The Light Factory also brought to whitewashed and parched eyes the inappropriate-for-prime-time images of Sights of War, an unflinching look at recent conflicts across the globe. On these walls for 40 days were graphic testaments to the human toll of conflict in Kosovo, Bosnia, Afghanistan, Rwanda, Baghdad and Chechnya. The desert burial of an Afghan child four years from his mother's womb will not be televised, nor will it be forgotten by those who witnessed the event through the lens of photographer Alexandra Boulat. The wars seen here, and the ones before and to come, will be followed by rationale and justification, but will never merit either reason or justice. This art documents that dull shame.

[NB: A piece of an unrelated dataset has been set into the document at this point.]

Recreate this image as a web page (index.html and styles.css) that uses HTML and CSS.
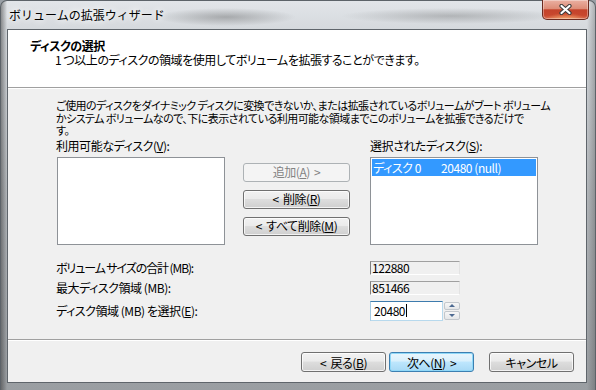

Five private galleries in Charlotte carried the torch for the quiet vacancies left last year following the disappearance of WDO, Blue Pony and Noel Gallery. Galleries Joie Lassiter, Hodges Taylor, Elder Art, Center of the Earth and Melberg provided high end delicacies each first and third Friday for us pavement stomping pabulum eaters. Each month, these galleries, each queens of their own neighborhood territories, serve up a new diet of sensitive, annoying, innovative and challenging sculpture, painting, prints and photographs. I commend the pluck and gall of these dealers of fine art. These men and women persevere year after year through cultural climates ranging from benign to hostile, with no public subsidies beyond the pockets and wisdom of kindred spirits. They are icons of capitalism -- making money, raising spirits, opening doors of perception. Each is Ayn Rand dancing on Soul Train.

Speaking of capitalism, let's talk about the fruits from corporate sugar daddies. This past year, Levine the Bountiful occupied the throne.

Two shows at Levine Museum of the New South in 2005 bridged that dangerously chilly water between the inspirational and the educational. I always balk at the prospect of learning something because it's good for me. Let me hazard a guess: I'm not alone. Two shows last year -- We're Still Here: American Indians in the South and Purses, Platforms and Power -- coaxed my timid legs across that rickety bridge.

In the first show, author Frye Galliard and photographer Carolyn DeMerritt disabused me of my vapid and clichéd stereotypes of American Indians in and around North Carolina. This show introduced me to the lawyers, students, healers and teachers whose ancestors introduced my ancestors to this country. My Anglovision stands recalibrated.

Purses, Platforms and Power rode me down Charlotte's bumpy Southern road paved by uppity Southern women in the 1970s. June Cleaver did not morph into Germaine Greer overnight. Many women in Charlotte worked the deeper-than-cosmetic miracle which led to a more equal representation in the political, professional and religious worlds of Charlotte. This city's first female state legislator was elected in 1976. Knowing that alone is worth the visit.

Other exceptionally bright stars in Charlotte's spangled year were the two Mints and the Burned Out Church.

The Mint Museum of Art delivered Chuck Close and Renaissance to Rococo. The Mint Museum of Craft + Design delivered Murano Glass and Don Reitz. 'Nuff said.

The McColl Center for Visual Art is an ongoing workshop for visual artists; it's a talent magnet for artists worldwide, ranging from the brilliant to the inscrutable. This past year's best -- and most important -- show was Contemporary Landscapes... Crossing Borders, which closes this Saturday. Curator June Lambla has solicited seven artists who reach hands into the sticky relationship between us human beings and our natural environment. It's riveting work issued from picky minds behind critical eyes. Eden appears imperiled.

One sour note to Charlotte's watershed cultural year: Our civil servants continue to throw themselves across the tracks of our train headed to the Promised Land. I've yet to receive good news on the Light Rail Public Art projects -- last I heard, the budget had been skinnied and a few projects canned. And moving the Mint uptown or building the Bechtler Museum with the help of the Arts and Science proposal? Another council meeting starts in 10 minutes.

The divide grows between our elevated cultural profile and our laughable public image. We'll soon be renowned for our cultural ascent as we're ridiculed for our political plunge, envied and scorned concurrently. Now that's a distinction not every city can claim.